AKP hükümetinin hedefleriyle, uygulamaları arasında ciddi bir tezat var.
Hedeflere bakıldığında; ihracatı artırmak var, turizm gelirlerini artırmak var, tarım ve hayvancılıkta yerli ve milli üretim var, iktidara geldiklerinden bu yana AB'ye üye olmanın stratejik bir hedef olduğunu vurguluyorlar, vatandaşların alım güçlerini artıracaklarından ve enflasyona ezdirmeyeceklerinden bahsediyorlar, emekliler yılı diyorlar, aile yılı diyorlar vs.
Eğer hedeflerle ve söylemlerle bu işler olsaydı, şüphesiz AKP iktidarında Türkiye dünyanın lider ülkesi olurdu!
Peki, hedef Paris de, gerçekler ne? Güncel örneklerle ortaya koyalım.
Eğer hedef ihracatı artırmaksa, o zaman yapılması gereken ihracatçıların önünü açmaktır. Ama görüyoruz ki, ülkemizin ihracatının büyük bir bölümünü sağlayan TÜSİAD'ın başkanına ve YİK başkanına, biraz sert eleştirdiler diye adli kontrol ve yurt dışı yasağı getirildi. Peki, bu işadamları, dernek temsilcileri yurt dışına gidemezlerse bu ihracatta olumsuz bir sonuç doğurmaz mı? Elbette ki doğurur.

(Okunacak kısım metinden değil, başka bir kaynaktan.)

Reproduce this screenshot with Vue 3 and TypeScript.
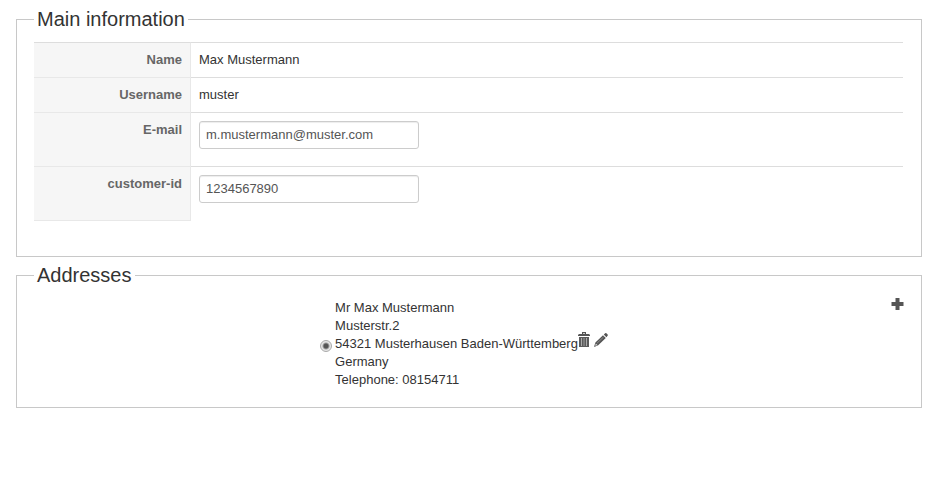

Hükümetin, ülkemize döviz girişinin sağlanması ve cari açığın kapatılması için en önemli argümanlarından birisi turizm. Ama denetimlerin yetersiz oluşu sebebiyle Bolu Kartalkaya'da 78 canımızı kaybettiğimiz yangın, turizmi ciddi manada olumsuz etkilemeyecek mi? Etkileyecek. Yetkililer bu faciadan sonra Türkiye genelinde otelleri ve turizm tesislerini hızlıca denetlemeye başladılar ve binlercesini eksiklikler sebebiyle kapattılar. Peki, facia olmadan önce bu denetimler olsaydı daha iyi değil miydi?
Hükümetin sürekli dillendirdiği konulardan birisi de tarım ve hayvancılıkta yerli ve milli üretim. Ama ülkemiz daha önceleri dünyada kendi kendine yeten 7 ülkeden birisi olmasına rağmen, özellikle de son 20 yılda tarım ve hayvancılıkta önde gelen ithalatçılardan birisi haline dönüştü. Buğdayın anavatanı Anadolu olmasına rağmen dünyada en fazla buğday ithal eden ülkelerden birisiyiz. Hayvancılıkta ise, bırakın canlı hayvanı lop et ithal edecek noktaya kadar düştük. Yerli üretimi teşvik etmek için kurulan kuruluşlarımız, maalesef ithalatın merkezi haline geldi.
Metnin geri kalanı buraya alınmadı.